Deixando a ciência, os irmãos adotam um estilo de vida "on the road", virtualmente suicida. Assim, Bobby se torna um corredor de fórmula dois e sofre um acidente que o leva ao coma. Recuperado, trabalha como mergulhador, envolvendo-se numa trama obscura, na qual passa a ser perseguido por agentes federais.

Já Alicia abandona um estágio prestigioso e passa a rodar por ermos decadentes, carregando consigo apenas um violino Amati caríssimo. Depressão, anorexia e esquizofrenia disputam o butim de seu corpo e cabeça, fazendo com que ela, vez por outra, interne-se voluntariamente em manicômios.

Como o livro "O Passageiro" já foi resenhado, nos concentraremos em "Stella Maris", embora não seja possível falar de um sem pensar no outro.

O romance se passa no ano em que Bobby está em coma. A situação é desesperadora a ponto de proporem o desligamento dos aparelhos, recusado por Alicia. Mas ela não suporta aguardar a morte iminente do irmão e foge dali, dando início a uma viagem ensandecida, sem saber que Bobby se recuperará do acidente.
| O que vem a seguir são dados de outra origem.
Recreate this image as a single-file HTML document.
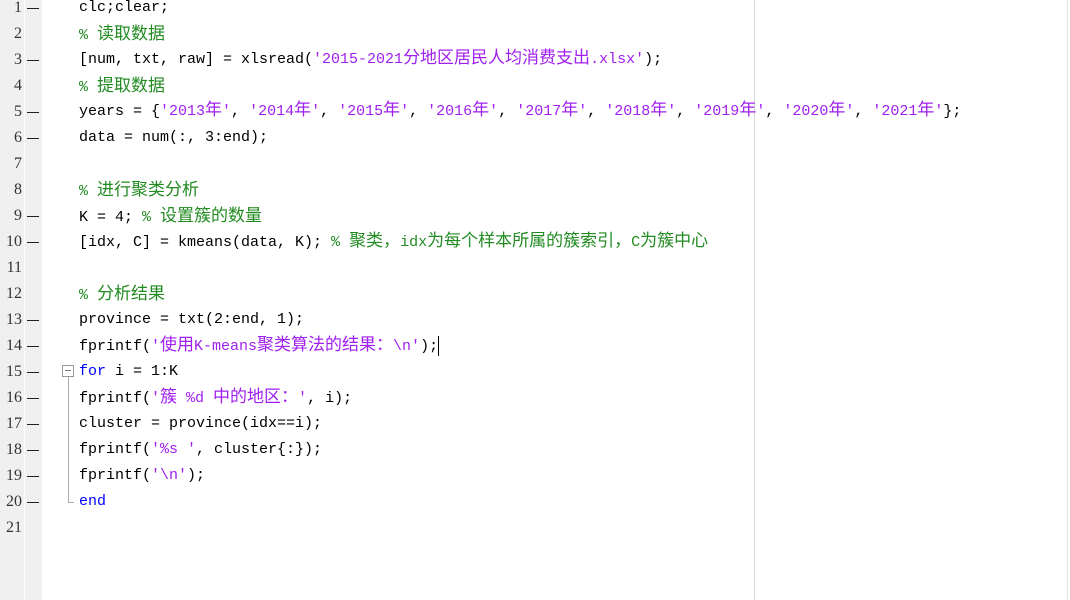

A essa altura —sem spoiler, pois tudo é revelado no início—, já sabemos que os dois irmãos estavam perdidamente apaixonados um pelo outro desde a adolescência. Dá até para dizer que o díptico compõe um Romeu e Julieta incestuoso, pois quando um desperta do coma, o outro já se suicidou como entrega amorosa definitiva.

Contado assim, trata-se de uma tragédia amorosa face a um tabu de costume e moral. Ocorre que essa tragédia fica apenas latente na narrativa, projetando-se sobre as mais avançadas teorias da matemática e da física contemporânea, que estão em primeiro plano. São elas que exaurem os dois romances, sem exceção das sete sessões de análise de Alicia no manicômio, das quais "Stella Maris" é a transcrição.

Ou seja, o drama do incesto é transferido para a crítica dos fundamentos da matemática. E vice-versa: a crise da matemática recalca (e amplifica) o desejo não consumado dos irmãos. O amor que os assombra está contaminado pela irradiação que gerou a bomba assassina do pai.

Nessa projeção quântico-afetiva, a impossibilidade amorosa é tão certa como a destruição da vida. Algo de podre ronda o amor mais genuíno, como um demônio escondido nas fórmulas matemáticas.

Na teoria é interessante. Ocorre que, por mais que tenha passado horas a ouvir os cientistas do Santa Fe Institute, onde fez residência, McCarthy não tem como nos convencer dos cálculos a que alude, pois o que faz é apenas narrativa mitológica: um "name-dropping" de cientistas conjugado a uma lista de problemas abscônditos.

Mesmo as sessões de análise de Alicia, que poderiam ser fantásticas —e as três últimas são ótimas—, ficam comprometidas pela afetação de genialidade, que parece cortina de fumaça para o drama do incesto, contaminando-o com o seu tom postiço.

A rigor, portanto, o díptico é um fiasco, sem ser indício de decadência de McCarthy. Ao contrário, parece que, com quase 90 anos de idade, ele ainda está disposto a arriscar alto e a perder tudo. Paradoxalmente, o grande escritor respira bem enquanto o romance afunda.